The Canadian County Jail and Stable comprises two buildings constructed at different times. The jail is a building located at 318 North Evans in El Reno, Oklahoma. It is the abandoned site of the county jail of Canadian County, and sits west of the current county jail on the same block.

The stable, located at 261 W. Rogers was listed in 1995. The stable was built sometime between 1908 and 1913. It was listed on the National Register of Historic Places (NRHP) in 1985.

The jail and stable are the oldest remaining county government structures in Canadian County.

==Jail Building==
Designed by noted Oklahoma architect Solomon Andrew Layton, in partnership with W. J. Riley, and built by A.C. Kreipke, the jail was designed and built between 1904 and 1907, while the stable was built between 1908 and 1913. The jail is an example of Layton's early Oklahoma work, and features unusual Italian Renaissance characteristics for a utilitarian building like a county incarceration facility. It is the only public building that Layton designed in El Reno which is still standing; it is also the oldest intact county government building in Canadian County. (Note: Solomon Andrew Layton (1864 - 1943), was a native of Iowa who began his architectural career in Denver, Colorado in 1877. He moved to El Reno, in what was then Oklahoma Territory, where he partnered with W. J. Riley and first designed the Canadian County Courthouse in 1903. After completing the county courthouse design, they began designing the new county jail. The jail building was considered quite modern for its time. It had cells to hold 24 prisoners (all male), a women's ward, a separate detention room for boys, and offices for the sheriff's department.)

===Jail description - exterior===
The jail is a two-story, masonry building that has a symmetrical, T-shaped floor plan, about 47 feet by 58 feet. The exterior walls have alternating horizontal bands of rustic faces and smooth wide surfaces. These are interrupted by the vertical openings of windows and doors. The banded walls appear to rest on a base of smooth stone that terminates about 4 feet above grade with a water table. The west elevation is the front of the building. The main entrance has two doors, with a Doric column at each side, topped with a pediment and entablature. The other major wall openings contain tall, wood-framed windows. Except for the windows flanking the main entrance, the windows are covered with iron bars and red-painted screens. The upper windows contain diagonal muntins.

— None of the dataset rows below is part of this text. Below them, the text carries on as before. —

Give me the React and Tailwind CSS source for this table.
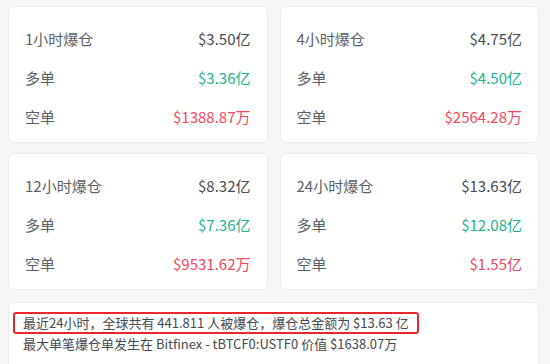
const cards = [
  { title: "1小时爆仓", total: "$3.50亿", long: "$3.36亿", short: "$1388.87万" },
  { title: "4小时爆仓", total: "$4.75亿", long: "$4.50亿", short: "$2564.28万" },
  { title: "12小时爆仓", total: "$8.32亿", long: "$7.36亿", short: "$9531.62万" },
  { title: "24小时爆仓", total: "$13.63亿", long: "$12.08亿", short: "$1.55亿" },
];

const Row = ({ label, value, color }) => (
  <div className="flex h-[39px] items-center justify-between">
    <span className="text-[#5b5f66]">{label}</span>
    <span className={color}>{value}</span>
  </div>
);

const Card = ({ card }) => (
  <div className="h-[137px] rounded-md border border-[#ebebeb] bg-white px-4 pt-[13px]">
    <Row label={card.title} value={card.total} color="text-[#474b52]" />
    <Row label="多单" value={card.long} color="text-[#22b38f]" />
    <Row label="空单" value={card.short} color="text-[#f5475c]" />
  </div>
);

export default function App() {
  return (
    <div
      className="h-[364px] w-[550px] overflow-hidden bg-[#f6f6f6] pl-2 pr-[11px] pt-[6px] text-[15px]"
      style={{ fontFamily: '"Noto Sans CJK SC", "Noto Sans", sans-serif' }}
    >
      <div className="grid grid-cols-2 gap-x-3 gap-y-[10px]">
        {cards.map((c) => (
          <Card key={c.title} card={c} />
        ))}
      </div>
      <div className="mt-3 h-[80px] rounded-md border border-[#ebebeb] bg-white px-1 pt-[9px] text-[13px] text-[#444850]">
        <div className="inline-block rounded-[3px] border-2 border-[#e8282e] px-2 leading-[18px]">
          最近24小时，全球共有 441.811 人被爆仓，爆仓总金额为 $13.63 亿
        </div>
        <div className="pl-[10px] leading-[20px]">
          最大单笔爆仓单发生在 Bitfinex - tBTCF0:USTF0 价值 $1638.07万
        </div>
      </div>
    </div>
  );
}
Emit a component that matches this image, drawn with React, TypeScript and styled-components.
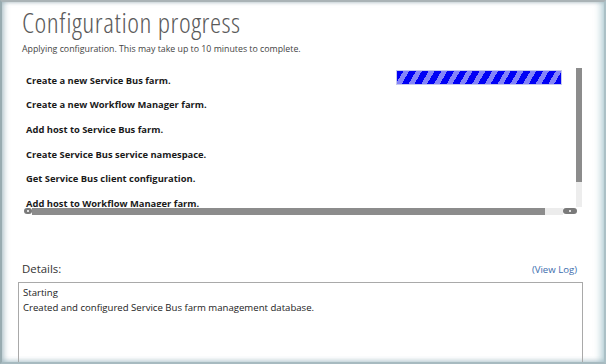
import React from "react";
import styled, { createGlobalStyle } from "styled-components";

const Global = createGlobalStyle`
  html, body { margin: 0; padding: 0; background: #ffffff; overflow: hidden; }
  #root { width: 606px; height: 364px; }
`;

const Frame = styled.div`
  box-sizing: border-box;
  width: 606px;
  height: 364px;
  background: #fff;
  border-top: 2px solid #aab3b6;
  border-left: 2px solid #98abb0;
  border-right: 2px solid #abc0c6;
  border-bottom: 2px solid #a7bac0;
  box-shadow: inset 5px 0 5px -2px rgba(130, 160, 170, 0.45),
    inset -6px 0 6px -2px rgba(150, 185, 195, 0.55),
    inset 0 -3px 4px -1px rgba(150, 180, 190, 0.45),
    inset 0 2px 3px -1px rgba(150, 160, 165, 0.35);
  font-family: "Segoe UI", "Open Sans", "Noto Sans", sans-serif;
  display: flex;
  flex-direction: column;
  padding: 0 21px 0 16px;
  overflow: hidden;
`;

const Title = styled.h1`
  margin: 0;
  padding: 2px 0 0 4px;
  font-weight: 300;
  font-size: 28px;
  font-stretch: 85%;
  letter-spacing: 0.55px;
  line-height: 36px;
  color: #5a5a5a;
`;

const Subtitle = styled.div`
  padding: 3px 0 0 4px;
  font-size: 8.8px;
  line-height: 12px;
  color: #444;
`;

const ListBox = styled.div`
  margin-top: 13px;
  margin-left: 2px;
  height: 147px;
  display: flex;
  flex-direction: column;
`;

const ListMain = styled.div`
  display: flex;
  flex: 1;
  min-height: 0;
`;

const Steps = styled.div`
  flex: 1;
  overflow: hidden;
  padding: 0 0 0 6px;
  display: flex;
  flex-direction: column;
`;

const Step = styled.div`
  display: flex;
  align-items: center;
  justify-content: space-between;
  height: 24.6px;
  flex-shrink: 0;
  font-size: 9.4px;
  font-weight: 700;
  color: #1a1a1a;
  padding-right: 14px;
`;

const Progress = styled.div`
  width: 164px;
  height: 13px;
  margin-top: -5px;
  border: 1px solid #c6c8ee;
  background: repeating-linear-gradient(
    -60deg,
    #0000f5 0px,
    #0000f5 6px,
    #8484f8 6px,
    #8484f8 11px
  );
`;

const VScroll = styled.div`
  width: 6px;
  margin-right: 1px;
  display: flex;
  flex-direction: column;
`;

const VThumb = styled.div`
  height: 114px;
  background: #8c8c8c;
`;

const VTrack = styled.div`
  flex: 1;
  background: #ededed;
`;

const HScroll = styled.div`
  height: 8px;
  display: flex;
  align-items: center;
  padding: 0 6px 0 4px;
`;

const Arrow = styled.div<{ $w: number }>`
  width: ${(p) => p.$w}px;
  height: 6px;
  border-radius: 3px;
  background: #7a7a7a;
  display: flex;
  align-items: center;
  justify-content: center;
  &::after {
    content: "";
    width: 2px;
    height: 2px;
    background: #e0e0e0;
  }
`;

const HThumb = styled.div`
  width: 513px;
  height: 7px;
  background: #8c8c8c;
`;

const HTrack = styled.div`
  flex: 1;
  height: 7px;
  background: #ececec;
`;

const DetailsHeader = styled.div`
  margin-top: 46px;
  display: flex;
  justify-content: space-between;
  align-items: baseline;
  padding: 0 0 0 4px;
`;

const DetailsLabel = styled.div`
  font-size: 11.4px;
  color: #333;
`;

const ViewLog = styled.a`
  font-size: 9.6px;
  color: #3d6eae;
  text-decoration: none;
  margin-right: 6px;
`;

const DetailsBox = styled.div`
  margin-top: 6px;
  flex: 1;
  border: 1px solid #a9a9a9;
  border-bottom: none;
  padding: 2px 4px;
  font-size: 9.6px;
  line-height: 15px;
  color: #222;
`;

const steps = [
  "Create a new Service Bus farm.",
  "Create a new Workflow Manager farm.",
  "Add host to Service Bus farm.",
  "Create Service Bus service namespace.",
  "Get Service Bus client configuration.",
  "Add host to Workflow Manager farm.",
];

export default function App() {
  return (
    <>
      <Global />
      <Frame>
        <Title>Configuration progress</Title>
        <Subtitle>Applying configuration. This may take up to 10 minutes to complete.</Subtitle>
        <ListBox>
          <ListMain>
            <Steps>
              {steps.map((s, i) => (
                <Step key={s}>
                  <span>{s}</span>
                  {i === 0 && <Progress />}
                </Step>
              ))}
            </Steps>
            <VScroll>
              <VThumb />
              <VTrack />
            </VScroll>
          </ListMain>
          <HScroll>
            <Arrow $w={8} />
            <HThumb />
            <HTrack />
            <Arrow $w={14} />
          </HScroll>
        </ListBox>
        <DetailsHeader>
          <DetailsLabel>Details:</DetailsLabel>
          <ViewLog>(View Log)</ViewLog>
        </DetailsHeader>
        <DetailsBox>
          Starting
          <br />
          Created and configured Service Bus farm management database.
        </DetailsBox>
      </Frame>
    </>
  );
}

A single brick chimney penetrates the roof, which is covered with composition shingles. Inspection of the chimney about the time of the NRHP application showed that it needed unspecified repairs.

Several alterations have been made during the building's history. For example, air-conditioning units project from three of the windows. A structure
added during the 1970s connected the jail with an existing building described as a carriage house (sic). (Note: The "carriage house" was almost certainly the building now known as the Stable - Ed.) The additional structure was removed in 1991, and the door that connected it to the jail was filled with concrete blocks. Another exterior addition, providing more office space, was constructed along the east wall between 1954 and 1960. It connected the jail to the stable. This addition was also removed in 1991.

==Jail closure==
The Oklahoma State Health Department ordered Canadian County officials to close the upper floor jail cells in October, 1982, because the building did not have a fire escape. The first floor of the building was allowed to remain open until a new jail facility could be finished. Part of the old jail was used for county offices until October 1986, and was then used to store guns, alcohol and drugs confiscated by county deputies.